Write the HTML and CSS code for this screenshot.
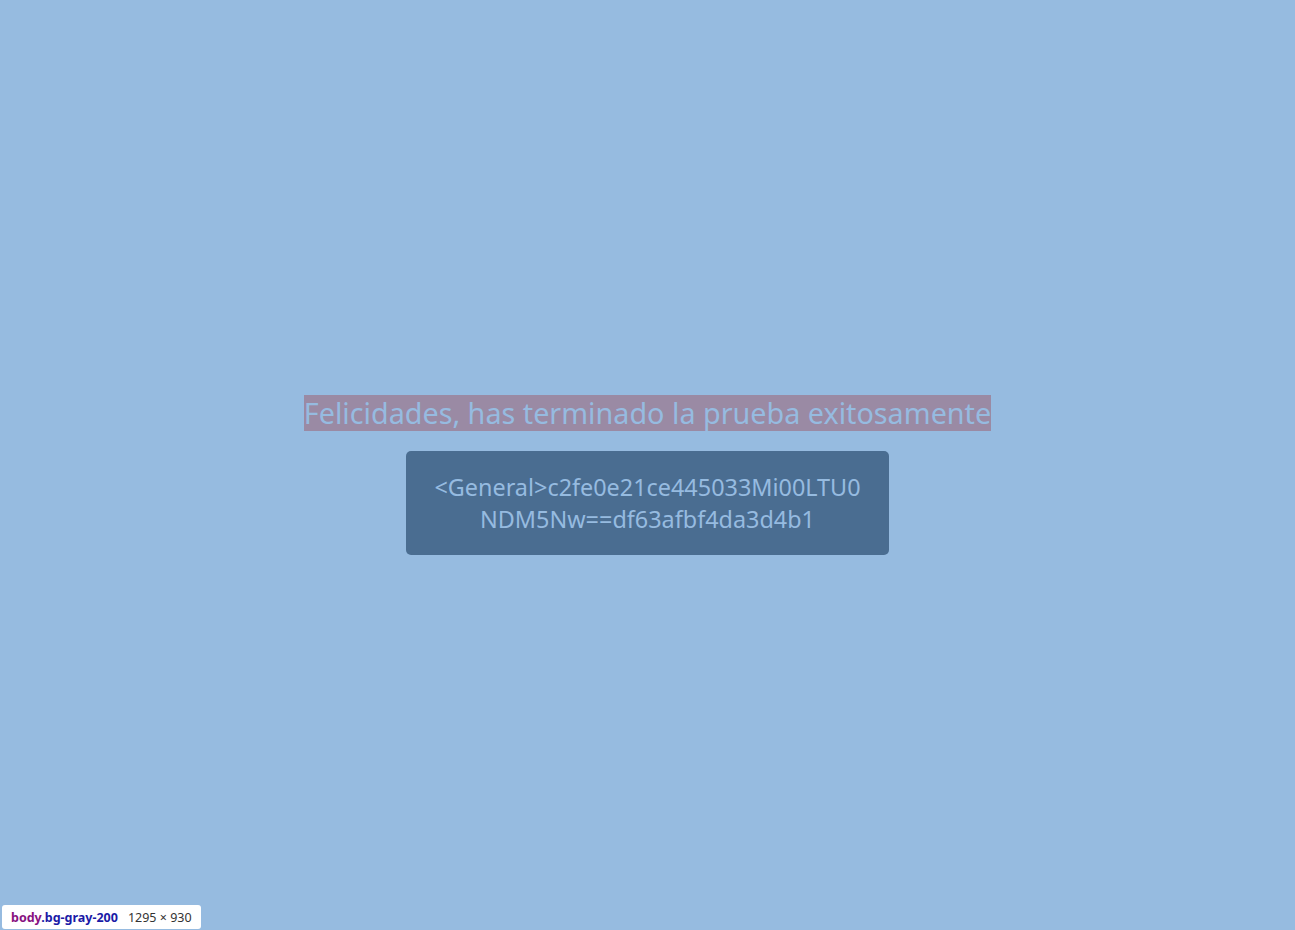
FILE: index.html
```html
<!DOCTYPE html>
<html lang="es">
<head>
<meta charset="utf-8">
<title>Prueba</title>
<link rel="stylesheet" href="styles.css">
</head>
<body class="bg-gray-200">
<main class="page">
  <h1 class="title">Felicidades, has terminado la prueba exitosamente</h1>
  <div class="code-card">&lt;General&gt;c2fe0e21ce445033Mi00LTU0<br>NDM5Nw==df63afbf4da3d4b1</div>
</main>
<div class="inspect-tip"><span class="tip-name"><span class="tip-tag">body</span>.bg-gray-200</span><span class="tip-size">1295 × 930</span></div>
</body>
</html>
```

FILE: styles.css
```css
html, body {
  margin: 0;
  padding: 0;
}
body {
  background: #96bbe0;
  font-family: "Noto Sans", "Open Sans", sans-serif;
  color: #96bbe0;
  min-height: 100vh;
}
.page {
  min-height: 100vh;
  box-sizing: border-box;
  padding-top: 20px;
  display: flex;
  flex-direction: column;
  align-items: center;
  justify-content: center;
  gap: 20px;
}
.title {
  margin: 0;
  font-weight: 400;
  font-size: 28.75px;
  line-height: 36px;
  background: #9a8aa4;
  color: #96bbe0;
  white-space: nowrap;
}
.code-card {
  width: 483px;
  box-sizing: border-box;
  padding: 20px 12px;
  background: #4a6d91;
  border-radius: 5px;
  text-align: center;
  font-size: 23.4px;
  line-height: 32px;
  color: #96bbe0;
}
.inspect-tip {
  position: fixed;
  left: 2px;
  bottom: 1px;
  height: 24px;
  box-sizing: border-box;
  padding: 0 9px;
  background: #ffffff;
  border-radius: 3px;
  display: flex;
  align-items: center;
  gap: 10px;
  font-size: 12.5px;
  font-family: "Noto Sans", "DejaVu Sans", sans-serif;
}
.tip-name {
  font-weight: 700;
  color: #1a1aa6;
}
.tip-tag {
  color: #881280;
}
.tip-size {
  color: #333333;
}
```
☆ ☆ ☆ ☆
— PROBLEM DESCRIPTION —
Make an exact copy of the listing above. Do not include the pictures.

— COMPLETE ANSWER —
Write the HTML and CSS code for this screenshot.
FILE: index.html
```html
<!DOCTYPE html>
<html lang="es">
<head>
<meta charset="utf-8">
<title>Prueba</title>
<link rel="stylesheet" href="styles.css">
</head>
<body class="bg-gray-200">
<main class="page">
  <h1 class="title">Felicidades, has terminado la prueba exitosamente</h1>
  <div class="code-card">&lt;General&gt;c2fe0e21ce445033Mi00LTU0<br>NDM5Nw==df63afbf4da3d4b1</div>
</main>
<div class="inspect-tip"><span class="tip-name"><span class="tip-tag">body</span>.bg-gray-200</span><span class="tip-size">1295 × 930</span></div>
</body>
</html>
```

FILE: styles.css
```css
html, body {
  margin: 0;
  padding: 0;
}
body {
  background: #96bbe0;
  font-family: "Noto Sans", "Open Sans", sans-serif;
  color: #96bbe0;
  min-height: 100vh;
}
.page {
  min-height: 100vh;
  box-sizing: border-box;
  padding-top: 20px;
  display: flex;
  flex-direction: column;
  align-items: center;
  justify-content: center;
  gap: 20px;
}
.title {
  margin: 0;
  font-weight: 400;
  font-size: 28.75px;
  line-height: 36px;
  background: #9a8aa4;
  color: #96bbe0;
  white-space: nowrap;
}
.code-card {
  width: 483px;
  box-sizing: border-box;
  padding: 20px 12px;
  background: #4a6d91;
  border-radius: 5px;
  text-align: center;
  font-size: 23.4px;
  line-height: 32px;
  color: #96bbe0;
}
.inspect-tip {
  position: fixed;
  left: 2px;
  bottom: 1px;
  height: 24px;
  box-sizing: border-box;
  padding: 0 9px;
  background: #ffffff;
  border-radius: 3px;
  display: flex;
  align-items: center;
  gap: 10px;
  font-size: 12.5px;
  font-family: "Noto Sans", "DejaVu Sans", sans-serif;
}
.tip-name {
  font-weight: 700;
  color: #1a1aa6;
}
.tip-tag {
  color: #881280;
}
.tip-size {
  color: #333333;
}
```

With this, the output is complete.